- _OBJECTIVE_
Transcribe the material in full. Nothing should differ except that the pictures are left out.
_____
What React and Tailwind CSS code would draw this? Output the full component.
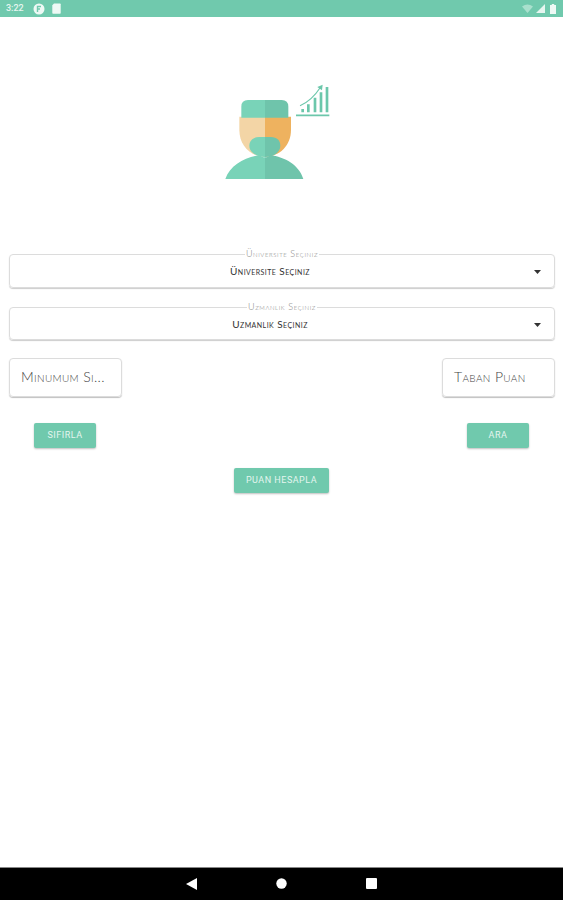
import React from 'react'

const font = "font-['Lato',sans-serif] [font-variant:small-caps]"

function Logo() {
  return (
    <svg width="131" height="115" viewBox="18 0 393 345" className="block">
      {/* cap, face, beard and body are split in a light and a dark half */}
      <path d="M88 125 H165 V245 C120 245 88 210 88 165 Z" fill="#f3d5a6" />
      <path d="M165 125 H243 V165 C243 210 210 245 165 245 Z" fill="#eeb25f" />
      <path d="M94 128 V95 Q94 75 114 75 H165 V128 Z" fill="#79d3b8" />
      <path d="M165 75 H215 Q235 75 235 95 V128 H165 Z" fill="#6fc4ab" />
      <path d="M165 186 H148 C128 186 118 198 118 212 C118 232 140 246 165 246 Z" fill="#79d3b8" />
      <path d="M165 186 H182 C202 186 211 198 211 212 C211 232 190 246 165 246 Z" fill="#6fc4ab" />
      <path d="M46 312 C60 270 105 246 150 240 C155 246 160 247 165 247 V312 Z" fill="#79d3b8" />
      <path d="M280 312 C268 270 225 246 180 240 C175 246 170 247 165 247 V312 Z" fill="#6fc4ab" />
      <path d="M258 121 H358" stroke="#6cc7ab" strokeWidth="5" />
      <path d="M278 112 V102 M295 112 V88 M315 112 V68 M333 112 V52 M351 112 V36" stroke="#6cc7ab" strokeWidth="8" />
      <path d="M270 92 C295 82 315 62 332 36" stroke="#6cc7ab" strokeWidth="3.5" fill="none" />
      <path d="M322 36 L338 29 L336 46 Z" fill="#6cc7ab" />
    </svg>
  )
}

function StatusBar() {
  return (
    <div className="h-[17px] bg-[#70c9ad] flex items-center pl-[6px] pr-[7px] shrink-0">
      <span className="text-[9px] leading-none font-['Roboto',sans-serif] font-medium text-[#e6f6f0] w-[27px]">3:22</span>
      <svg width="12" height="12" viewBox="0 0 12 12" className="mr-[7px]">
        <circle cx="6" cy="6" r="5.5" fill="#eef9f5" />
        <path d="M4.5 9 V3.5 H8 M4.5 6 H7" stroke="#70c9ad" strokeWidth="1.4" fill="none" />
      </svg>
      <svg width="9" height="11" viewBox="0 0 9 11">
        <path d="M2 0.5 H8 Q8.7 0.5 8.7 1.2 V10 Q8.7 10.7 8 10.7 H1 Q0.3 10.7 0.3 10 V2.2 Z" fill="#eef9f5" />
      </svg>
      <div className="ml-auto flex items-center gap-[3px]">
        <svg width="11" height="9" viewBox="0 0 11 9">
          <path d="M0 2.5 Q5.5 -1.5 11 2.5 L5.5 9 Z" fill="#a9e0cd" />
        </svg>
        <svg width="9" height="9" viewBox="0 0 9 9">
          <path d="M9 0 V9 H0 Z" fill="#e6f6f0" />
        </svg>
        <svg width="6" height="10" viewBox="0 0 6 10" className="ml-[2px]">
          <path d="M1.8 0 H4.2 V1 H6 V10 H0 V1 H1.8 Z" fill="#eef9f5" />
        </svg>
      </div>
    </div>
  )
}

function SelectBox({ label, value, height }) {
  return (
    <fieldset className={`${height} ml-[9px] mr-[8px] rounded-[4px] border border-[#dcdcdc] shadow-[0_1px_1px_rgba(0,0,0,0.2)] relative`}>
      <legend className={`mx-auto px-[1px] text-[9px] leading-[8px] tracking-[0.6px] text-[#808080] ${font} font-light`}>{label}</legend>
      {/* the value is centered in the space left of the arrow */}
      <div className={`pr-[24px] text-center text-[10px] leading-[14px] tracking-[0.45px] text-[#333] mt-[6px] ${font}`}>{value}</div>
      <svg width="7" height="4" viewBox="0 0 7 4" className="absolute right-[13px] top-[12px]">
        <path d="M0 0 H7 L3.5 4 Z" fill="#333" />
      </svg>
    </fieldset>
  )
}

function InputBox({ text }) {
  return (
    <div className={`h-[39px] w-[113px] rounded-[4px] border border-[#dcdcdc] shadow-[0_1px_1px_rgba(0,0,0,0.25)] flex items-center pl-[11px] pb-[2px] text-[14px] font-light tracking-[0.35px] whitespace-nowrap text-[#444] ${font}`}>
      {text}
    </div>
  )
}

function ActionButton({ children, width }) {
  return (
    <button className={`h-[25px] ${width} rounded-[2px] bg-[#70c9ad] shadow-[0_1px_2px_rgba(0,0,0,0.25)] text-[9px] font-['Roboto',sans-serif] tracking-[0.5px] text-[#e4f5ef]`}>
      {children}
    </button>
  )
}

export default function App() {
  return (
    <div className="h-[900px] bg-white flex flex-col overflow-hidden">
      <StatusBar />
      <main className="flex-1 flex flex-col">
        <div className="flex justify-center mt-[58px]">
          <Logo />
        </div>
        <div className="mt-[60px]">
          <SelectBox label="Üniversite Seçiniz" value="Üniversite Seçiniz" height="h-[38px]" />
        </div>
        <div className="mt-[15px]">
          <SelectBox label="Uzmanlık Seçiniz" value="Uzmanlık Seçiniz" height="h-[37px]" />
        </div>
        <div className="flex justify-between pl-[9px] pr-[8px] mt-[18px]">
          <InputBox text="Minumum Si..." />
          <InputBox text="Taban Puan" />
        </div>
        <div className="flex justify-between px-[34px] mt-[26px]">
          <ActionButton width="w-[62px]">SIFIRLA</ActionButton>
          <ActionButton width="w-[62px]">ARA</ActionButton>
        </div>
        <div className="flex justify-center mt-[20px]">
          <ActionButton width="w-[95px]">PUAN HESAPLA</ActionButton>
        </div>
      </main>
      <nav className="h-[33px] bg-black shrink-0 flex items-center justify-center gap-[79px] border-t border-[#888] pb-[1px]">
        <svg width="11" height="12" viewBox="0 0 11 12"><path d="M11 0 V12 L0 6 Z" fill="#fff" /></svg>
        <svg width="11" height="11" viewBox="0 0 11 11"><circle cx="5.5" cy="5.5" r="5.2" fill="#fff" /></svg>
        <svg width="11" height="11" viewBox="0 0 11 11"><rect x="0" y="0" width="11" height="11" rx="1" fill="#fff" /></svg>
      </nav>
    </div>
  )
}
_____
- _COMPLETE RESPONSE_
What React and Tailwind CSS code would draw this? Output the full component.
import React from 'react'

const font = "font-['Lato',sans-serif] [font-variant:small-caps]"

function Logo() {
  return (
    <svg width="131" height="115" viewBox="18 0 393 345" className="block">
      {/* cap, face, beard and body are split in a light and a dark half */}
      <path d="M88 125 H165 V245 C120 245 88 210 88 165 Z" fill="#f3d5a6" />
      <path d="M165 125 H243 V165 C243 210 210 245 165 245 Z" fill="#eeb25f" />
      <path d="M94 128 V95 Q94 75 114 75 H165 V128 Z" fill="#79d3b8" />
      <path d="M165 75 H215 Q235 75 235 95 V128 H165 Z" fill="#6fc4ab" />
      <path d="M165 186 H148 C128 186 118 198 118 212 C118 232 140 246 165 246 Z" fill="#79d3b8" />
      <path d="M165 186 H182 C202 186 211 198 211 212 C211 232 190 246 165 246 Z" fill="#6fc4ab" />
      <path d="M46 312 C60 270 105 246 150 240 C155 246 160 247 165 247 V312 Z" fill="#79d3b8" />
      <path d="M280 312 C268 270 225 246 180 240 C175 246 170 247 165 247 V312 Z" fill="#6fc4ab" />
      <path d="M258 121 H358" stroke="#6cc7ab" strokeWidth="5" />
      <path d="M278 112 V102 M295 112 V88 M315 112 V68 M333 112 V52 M351 112 V36" stroke="#6cc7ab" strokeWidth="8" />
      <path d="M270 92 C295 82 315 62 332 36" stroke="#6cc7ab" strokeWidth="3.5" fill="none" />
      <path d="M322 36 L338 29 L336 46 Z" fill="#6cc7ab" />
    </svg>
  )
}

function StatusBar() {
  return (
    <div className="h-[17px] bg-[#70c9ad] flex items-center pl-[6px] pr-[7px] shrink-0">
      <span className="text-[9px] leading-none font-['Roboto',sans-serif] font-medium text-[#e6f6f0] w-[27px]">3:22</span>
      <svg width="12" height="12" viewBox="0 0 12 12" className="mr-[7px]">
        <circle cx="6" cy="6" r="5.5" fill="#eef9f5" />
        <path d="M4.5 9 V3.5 H8 M4.5 6 H7" stroke="#70c9ad" strokeWidth="1.4" fill="none" />
      </svg>
      <svg width="9" height="11" viewBox="0 0 9 11">
        <path d="M2 0.5 H8 Q8.7 0.5 8.7 1.2 V10 Q8.7 10.7 8 10.7 H1 Q0.3 10.7 0.3 10 V2.2 Z" fill="#eef9f5" />
      </svg>
      <div className="ml-auto flex items-center gap-[3px]">
        <svg width="11" height="9" viewBox="0 0 11 9">
          <path d="M0 2.5 Q5.5 -1.5 11 2.5 L5.5 9 Z" fill="#a9e0cd" />
        </svg>
        <svg width="9" height="9" viewBox="0 0 9 9">
          <path d="M9 0 V9 H0 Z" fill="#e6f6f0" />
        </svg>
        <svg width="6" height="10" viewBox="0 0 6 10" className="ml-[2px]">
          <path d="M1.8 0 H4.2 V1 H6 V10 H0 V1 H1.8 Z" fill="#eef9f5" />
        </svg>
      </div>
    </div>
  )
}

function SelectBox({ label, value, height }) {
  return (
    <fieldset className={`${height} ml-[9px] mr-[8px] rounded-[4px] border border-[#dcdcdc] shadow-[0_1px_1px_rgba(0,0,0,0.2)] relative`}>
      <legend className={`mx-auto px-[1px] text-[9px] leading-[8px] tracking-[0.6px] text-[#808080] ${font} font-light`}>{label}</legend>
      {/* the value is centered in the space left of the arrow */}
      <div className={`pr-[24px] text-center text-[10px] leading-[14px] tracking-[0.45px] text-[#333] mt-[6px] ${font}`}>{value}</div>
      <svg width="7" height="4" viewBox="0 0 7 4" className="absolute right-[13px] top-[12px]">
        <path d="M0 0 H7 L3.5 4 Z" fill="#333" />
      </svg>
    </fieldset>
  )
}

function InputBox({ text }) {
  return (
    <div className={`h-[39px] w-[113px] rounded-[4px] border border-[#dcdcdc] shadow-[0_1px_1px_rgba(0,0,0,0.25)] flex items-center pl-[11px] pb-[2px] text-[14px] font-light tracking-[0.35px] whitespace-nowrap text-[#444] ${font}`}>
      {text}
    </div>
  )
}

function ActionButton({ children, width }) {
  return (
    <button className={`h-[25px] ${width} rounded-[2px] bg-[#70c9ad] shadow-[0_1px_2px_rgba(0,0,0,0.25)] text-[9px] font-['Roboto',sans-serif] tracking-[0.5px] text-[#e4f5ef]`}>
      {children}
    </button>
  )
}

export default function App() {
  return (
    <div className="h-[900px] bg-white flex flex-col overflow-hidden">
      <StatusBar />
      <main className="flex-1 flex flex-col">
        <div className="flex justify-center mt-[58px]">
          <Logo />
        </div>
        <div className="mt-[60px]">
          <SelectBox label="Üniversite Seçiniz" value="Üniversite Seçiniz" height="h-[38px]" />
        </div>
        <div className="mt-[15px]">
          <SelectBox label="Uzmanlık Seçiniz" value="Uzmanlık Seçiniz" height="h-[37px]" />
        </div>
        <div className="flex justify-between pl-[9px] pr-[8px] mt-[18px]">
          <InputBox text="Minumum Si..." />
          <InputBox text="Taban Puan" />
        </div>
        <div className="flex justify-between px-[34px] mt-[26px]">
          <ActionButton width="w-[62px]">SIFIRLA</ActionButton>
          <ActionButton width="w-[62px]">ARA</ActionButton>
        </div>
        <div className="flex justify-center mt-[20px]">
          <ActionButton width="w-[95px]">PUAN HESAPLA</ActionButton>
        </div>
      </main>
      <nav className="h-[33px] bg-black shrink-0 flex items-center justify-center gap-[79px] border-t border-[#888] pb-[1px]">
        <svg width="11" height="12" viewBox="0 0 11 12"><path d="M11 0 V12 L0 6 Z" fill="#fff" /></svg>
        <svg width="11" height="11" viewBox="0 0 11 11"><circle cx="5.5" cy="5.5" r="5.2" fill="#fff" /></svg>
        <svg width="11" height="11" viewBox="0 0 11 11"><rect x="0" y="0" width="11" height="11" rx="1" fill="#fff" /></svg>
      </nav>
    </div>
  )
}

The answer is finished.